━━ Recorded data

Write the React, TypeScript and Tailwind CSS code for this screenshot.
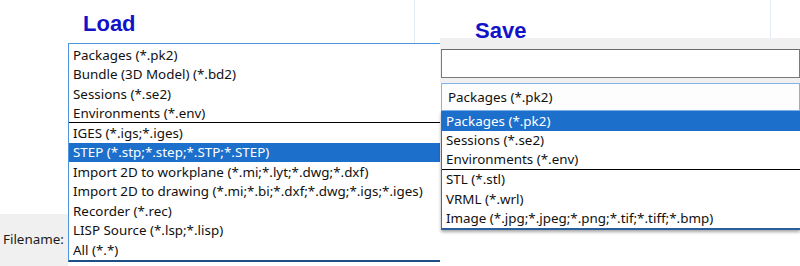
const loadItems = [
  { label: "Packages (*.pk2)" },
  { label: "Bundle (3D Model) (*.bd2)" },
  { label: "Sessions (*.se2)" },
  { label: "Environments (*.env)", sep: true },
  { label: "IGES (*.igs;*.iges)" },
  { label: "STEP (*.stp;*.step;*.STP;*.STEP)", selected: true },
  { label: "Import 2D to workplane (*.mi;*.lyt;*.dwg;*.dxf)" },
  { label: "Import 2D to drawing (*.mi;*.bi;*.dxf;*.dwg;*.igs;*.iges)" },
  { label: "Recorder (*.rec)" },
  { label: "LISP Source (*.lsp;*.lisp)" },
  { label: "All (*.*)" },
];

const saveItems = [
  { label: "Packages (*.pk2)", selected: true },
  { label: "Sessions (*.se2)" },
  { label: "Environments (*.env)", sep: true },
  { label: "STL (*.stl)" },
  { label: "VRML (*.wrl)" },
  { label: "Image (*.jpg;*.jpeg;*.png;*.tif;*.tiff;*.bmp)" },
];

function Row({ label, selected, sep }: { label: string; selected?: boolean; sep?: boolean }) {
  return (
    <div
      className={`h-[19.5px] pl-[4px] flex items-center whitespace-nowrap ${
        selected ? "bg-[#1c6fcb] text-white" : "text-[#111]"
      } ${sep ? "border-b border-black" : ""}`}
    >
      <span className="pt-[1px]">{label}</span>
    </div>
  );
}

export default function App() {
  return (
    <div className="w-[800px] h-[266px] overflow-hidden bg-white flex font-['Noto_Sans',sans-serif] text-[13.4px] leading-none">
      {/* Load side */}
      <div className="w-[440px] shrink-0 flex">
        <div className="w-[68px] shrink-0 flex flex-col">
          <div className="flex-1" />
          <div className="h-[52px] bg-[#f0f0f0] flex items-center pl-[3px] text-[#1a1a1a]">
            Filename:
          </div>
        </div>
        <div className="flex-1 flex flex-col">
          <div className="h-[43px] w-[347px] border-r border-[#e4ebf2] pl-[15px] pt-[13px]">
            <span className="font-['Liberation_Sans',Arial,sans-serif] font-bold text-[22px] text-[#1212c8]">
              Load
            </span>
          </div>
          <div className="border-t border-l border-[#4f95dc] border-b-2 border-b-[#1d4f86] pt-[1px] bg-white">
            {loadItems.map((item) => (
              <Row key={item.label} {...item} />
            ))}
          </div>
        </div>
      </div>

      {/* Save side */}
      <div className="flex-1 flex flex-col">
        <div className="h-[38px] w-[331px] border-r border-[#e4ebf2] pl-[35px] pt-[20px]">
          <span className="font-['Liberation_Sans',Arial,sans-serif] font-bold text-[22px] text-[#1212c8]">
            Save
          </span>
        </div>
        <div className="bg-[#f0f0f0] pt-[11px] pb-[5px]">
          <div className="h-[29px] ml-[1px] border border-[#7a7a7a] border-t-[#6a6a6a] bg-white" />
        </div>
        <div className="ml-[1px] h-[28px] border border-[#7eb4ea] bg-[#fdfdfd] flex items-center pl-[6px] text-[#111]">
          <span className="pt-[1px]">Packages (*.pk2)</span>
        </div>
        <div className="ml-[1px] border-l border-[#3a6ea5] border-b-2 border-b-[#2a5f9e] bg-white shadow-[0_2px_3px_rgba(0,0,0,0.35)]">
          {saveItems.map((item) => (
            <Row key={item.label} {...item} />
          ))}
        </div>
      </div>
    </div>
  );
}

━━━━

** Problem requirements **
Transcribe the full listing above exactly, with the images removed.

** The response **
Write the React, TypeScript and Tailwind CSS code for this screenshot.
const loadItems = [
  { label: "Packages (*.pk2)" },
  { label: "Bundle (3D Model) (*.bd2)" },
  { label: "Sessions (*.se2)" },
  { label: "Environments (*.env)", sep: true },
  { label: "IGES (*.igs;*.iges)" },
  { label: "STEP (*.stp;*.step;*.STP;*.STEP)", selected: true },
  { label: "Import 2D to workplane (*.mi;*.lyt;*.dwg;*.dxf)" },
  { label: "Import 2D to drawing (*.mi;*.bi;*.dxf;*.dwg;*.igs;*.iges)" },
  { label: "Recorder (*.rec)" },
  { label: "LISP Source (*.lsp;*.lisp)" },
  { label: "All (*.*)" },
];

const saveItems = [
  { label: "Packages (*.pk2)", selected: true },
  { label: "Sessions (*.se2)" },
  { label: "Environments (*.env)", sep: true },
  { label: "STL (*.stl)" },
  { label: "VRML (*.wrl)" },
  { label: "Image (*.jpg;*.jpeg;*.png;*.tif;*.tiff;*.bmp)" },
];

function Row({ label, selected, sep }: { label: string; selected?: boolean; sep?: boolean }) {
  return (
    <div
      className={`h-[19.5px] pl-[4px] flex items-center whitespace-nowrap ${
        selected ? "bg-[#1c6fcb] text-white" : "text-[#111]"
      } ${sep ? "border-b border-black" : ""}`}
    >
      <span className="pt-[1px]">{label}</span>
    </div>
  );
}

export default function App() {
  return (
    <div className="w-[800px] h-[266px] overflow-hidden bg-white flex font-['Noto_Sans',sans-serif] text-[13.4px] leading-none">
      {/* Load side */}
      <div className="w-[440px] shrink-0 flex">
        <div className="w-[68px] shrink-0 flex flex-col">
          <div className="flex-1" />
          <div className="h-[52px] bg-[#f0f0f0] flex items-center pl-[3px] text-[#1a1a1a]">
            Filename:
          </div>
        </div>
        <div className="flex-1 flex flex-col">
          <div className="h-[43px] w-[347px] border-r border-[#e4ebf2] pl-[15px] pt-[13px]">
            <span className="font-['Liberation_Sans',Arial,sans-serif] font-bold text-[22px] text-[#1212c8]">
              Load
            </span>
          </div>
          <div className="border-t border-l border-[#4f95dc] border-b-2 border-b-[#1d4f86] pt-[1px] bg-white">
            {loadItems.map((item) => (
              <Row key={item.label} {...item} />
            ))}
          </div>
        </div>
      </div>

      {/* Save side */}
      <div className="flex-1 flex flex-col">
        <div className="h-[38px] w-[331px] border-r border-[#e4ebf2] pl-[35px] pt-[20px]">
          <span className="font-['Liberation_Sans',Arial,sans-serif] font-bold text-[22px] text-[#1212c8]">
            Save
          </span>
        </div>
        <div className="bg-[#f0f0f0] pt-[11px] pb-[5px]">
          <div className="h-[29px] ml-[1px] border border-[#7a7a7a] border-t-[#6a6a6a] bg-white" />
        </div>
        <div className="ml-[1px] h-[28px] border border-[#7eb4ea] bg-[#fdfdfd] flex items-center pl-[6px] text-[#111]">
          <span className="pt-[1px]">Packages (*.pk2)</span>
        </div>
        <div className="ml-[1px] border-l border-[#3a6ea5] border-b-2 border-b-[#2a5f9e] bg-white shadow-[0_2px_3px_rgba(0,0,0,0.35)]">
          {saveItems.map((item) => (
            <Row key={item.label} {...item} />
          ))}
        </div>
      </div>
    </div>
  );
}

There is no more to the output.